** Exercise **
Look through the material and copy each line holding "styles".

§

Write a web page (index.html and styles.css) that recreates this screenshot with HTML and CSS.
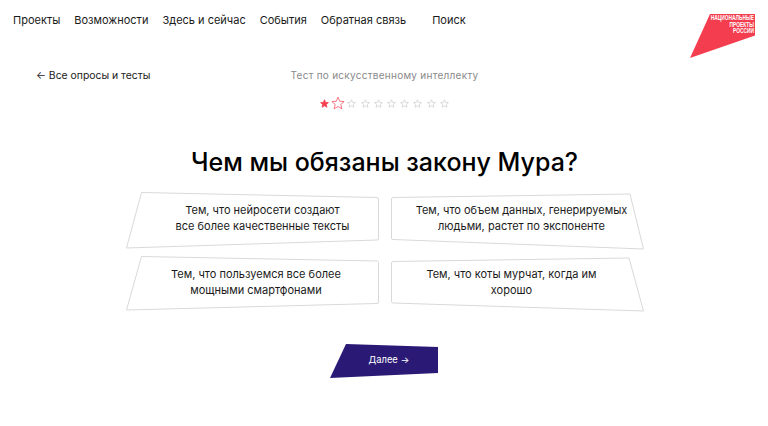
FILE: index.html
```html
<!DOCTYPE html>
<html lang="ru">
  <head>
    <meta charset="UTF-8" />
    <meta name="viewport" content="width=device-width, initial-scale=1.0" />
    <title>Тест по искусственному интеллекту</title>
    <link rel="stylesheet" href="styles.css">
  </head>
  <body>
    <header class="site-header">
      <nav class="main-nav">
        <a href="#">Проекты</a>
        <a href="#">Возможности</a>
        <a href="#">Здесь и сейчас</a>
        <a href="#">События</a>
        <a href="#">Обратная связь</a>
        <a href="#" class="search-link">Поиск</a>
      </nav>
      <div class="logo">
        <div class="logo-text">НАЦИОНАЛЬНЫЕ<br>ПРОЕКТЫ<br>РОССИИ</div>
      </div>
    </header>

    <div class="intro-row">
      <a href="#" class="back-link">← Все опросы и тесты</a>
      <div class="test-name">Тест по искусственному интеллекту</div>
    </div>

    <div class="stars">
      <svg class="star star-done" viewBox="0 0 24 24"><polygon points="12,2 15,9 22.5,9.6 16.8,14.5 18.6,22 12,18 5.4,22 7.2,14.5 1.5,9.6 9,9" /></svg>
      <svg class="star star-current" viewBox="0 0 24 24"><polygon points="12,2 15,9 22.5,9.6 16.8,14.5 18.6,22 12,18 5.4,22 7.2,14.5 1.5,9.6 9,9" /></svg>
      <svg class="star" viewBox="0 0 24 24"><polygon points="12,2 15,9 22.5,9.6 16.8,14.5 18.6,22 12,18 5.4,22 7.2,14.5 1.5,9.6 9,9" /></svg>
      <svg class="star" viewBox="0 0 24 24"><polygon points="12,2 15,9 22.5,9.6 16.8,14.5 18.6,22 12,18 5.4,22 7.2,14.5 1.5,9.6 9,9" /></svg>
      <svg class="star" viewBox="0 0 24 24"><polygon points="12,2 15,9 22.5,9.6 16.8,14.5 18.6,22 12,18 5.4,22 7.2,14.5 1.5,9.6 9,9" /></svg>
      <svg class="star" viewBox="0 0 24 24"><polygon points="12,2 15,9 22.5,9.6 16.8,14.5 18.6,22 12,18 5.4,22 7.2,14.5 1.5,9.6 9,9" /></svg>
      <svg class="star" viewBox="0 0 24 24"><polygon points="12,2 15,9 22.5,9.6 16.8,14.5 18.6,22 12,18 5.4,22 7.2,14.5 1.5,9.6 9,9" /></svg>
      <svg class="star" viewBox="0 0 24 24"><polygon points="12,2 15,9 22.5,9.6 16.8,14.5 18.6,22 12,18 5.4,22 7.2,14.5 1.5,9.6 9,9" /></svg>
      <svg class="star" viewBox="0 0 24 24"><polygon points="12,2 15,9 22.5,9.6 16.8,14.5 18.6,22 12,18 5.4,22 7.2,14.5 1.5,9.6 9,9" /></svg>
      <svg class="star" viewBox="0 0 24 24"><polygon points="12,2 15,9 22.5,9.6 16.8,14.5 18.6,22 12,18 5.4,22 7.2,14.5 1.5,9.6 9,9" /></svg>
    </div>

    <h1 class="question">Чем мы обязаны закону Мура?</h1>

    <div class="answers">
      <div class="answer answer-a">
        <svg class="answer-shape" viewBox="0 0 253 56"><path d="M15.5 .5 L251 5.5 Q252.5 5.5 252.5 7 V47 Q252.5 48 251 48 L.5 56 Z" /></svg>
        <span>Тем, что нейросети создают<br>все более качественные тексты</span>
      </div>
      <div class="answer answer-b">
        <svg class="answer-shape" viewBox="0 0 253 56"><path d="M2 5.5 L239 2 L252.5 57 L2 47.5 Q.5 47.5 .5 46 V7 Q.5 5.5 2 5.5 Z" /></svg>
        <span>Тем, что объем данных, генерируемых<br>людьми, растет по экспоненте</span>
      </div>
      <div class="answer answer-c">
        <svg class="answer-shape" viewBox="0 0 253 56"><path d="M15.5 .5 L251 5 Q252.5 5 252.5 6.5 V46 Q252.5 47.5 251 47.5 L.5 54 Z" /></svg>
        <span>Тем, что пользуемся все более<br>мощными смартфонами</span>
      </div>
      <div class="answer answer-d">
        <svg class="answer-shape" viewBox="0 0 253 56"><path d="M2 5.5 L238 2 L252.5 55 L2 47 Q.5 47 .5 45.5 V7 Q.5 5.5 2 5.5 Z" /></svg>
        <span>Тем, что коты мурчат, когда им<br>хорошо</span>
      </div>
    </div>

    <div class="next-row">
      <button class="next-btn">Далее →</button>
    </div>
  </body>
</html>
```

FILE: styles.css
```css
body {
  font-family: Inter, "Noto Sans", sans-serif;
  background-color: #ffffff;
  color: #1a1a1a;
  margin: 0;
  height: 426px;
  overflow: hidden;
}
a {
  color: inherit;
  text-decoration: none;
}
.site-header {
  display: flex;
  justify-content: space-between;
  align-items: flex-start;
  padding: 14px 13px 0 13px;
}
.main-nav {
  display: flex;
  gap: 14px;
  font-size: 11px;
  line-height: 12px;
}
.search-link {
  margin-left: 12px;
}
.logo {
  display: flex;
  justify-content: flex-end;
  width: 65px;
  height: 44px;
  background-color: #f43e50;
  clip-path: polygon(20px 0, 65px 0, 65px 21.5px, 0 44px);
}
.logo-text {
  height: 22px;
  padding: 1px 1px 0 0;
  font-family: "Liberation Sans", sans-serif;
  font-size: 6.8px;
  font-weight: 700;
  line-height: 6.6px;
  color: #ffffff;
  text-align: right;
  transform: scaleX(0.71);
  transform-origin: right top;
}
.intro-row {
  display: grid;
  grid-template-columns: 1fr auto 1fr;
  margin-top: 10px;
  padding: 0 35px 0 36px;
  align-items: center;
  height: 14px;
}
.back-link {
  font-size: 10.4px;
}
.test-name {
  grid-column: 2;
  font-size: 10px;
  color: #8a8a8a;
  letter-spacing: 0.27px;
}
.stars {
  display: flex;
  justify-content: center;
  align-items: center;
  height: 14px;
  margin-top: 14px;
  padding-left: 1px;
}
.star {
  width: 9px;
  height: 9px;
  margin: 0 2.1px;
  fill: none;
  stroke: #cfcfcf;
  stroke-width: 2;
}
.star-done {
  fill: #f43e50;
  stroke: #f43e50;
}
.star-current {
  width: 14px;
  height: 14px;
  margin: 0;
  stroke: #f43e50;
  stroke-width: 1.2;
}
.question {
  margin: 35px 0 0 0;
  font-size: 25px;
  line-height: 34px;
  font-weight: 500;
  color: #000000;
  text-align: center;
  padding-left: 1px;
}
.answers {
  display: grid;
  grid-template-columns: 253px 253px;
  grid-auto-rows: 56px;
  gap: 8px 12px;
  justify-content: center;
  margin-top: 13px;
  padding-left: 2px;
}
.answer {
  position: relative;
  display: flex;
  align-items: center;
  justify-content: center;
  font-size: 11px;
  line-height: 16px;
  text-align: center;
}
.answer span {
  position: relative;
}
.answer-a {
  padding-left: 20px;
  padding-bottom: 4px;
}
.answer-b {
  padding-left: 8px;
  padding-bottom: 4px;
}
.answer-c {
  padding-left: 7px;
  padding-bottom: 4px;
}
.answer-d {
  padding-right: 12px;
  box-sizing: border-box;
  padding-bottom: 4px;
}
.answer-shape {
  position: absolute;
  inset: 0;
  width: 100%;
  height: 100%;
  overflow: visible;
  fill: #ffffff;
  stroke: #d9d9d9;
  stroke-width: 1;
}
.next-row {
  display: flex;
  justify-content: center;
  margin-top: 32px;
}
.next-btn {
  width: 108px;
  height: 34px;
  padding: 0 0 4px 10px;
  border: none;
  background-color: #2a1a75;
  color: #ffffff;
  font-family: inherit;
  font-size: 9.4px;
  clip-path: polygon(16px 0, 108px 3px, 108px 29px, 0 34px);
  cursor: pointer;
}
```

§

** Response for this exercise **
Write a web page (index.html and styles.css) that recreates this screenshot with HTML and CSS.
    <link rel="stylesheet" href="styles.css">
FILE: styles.css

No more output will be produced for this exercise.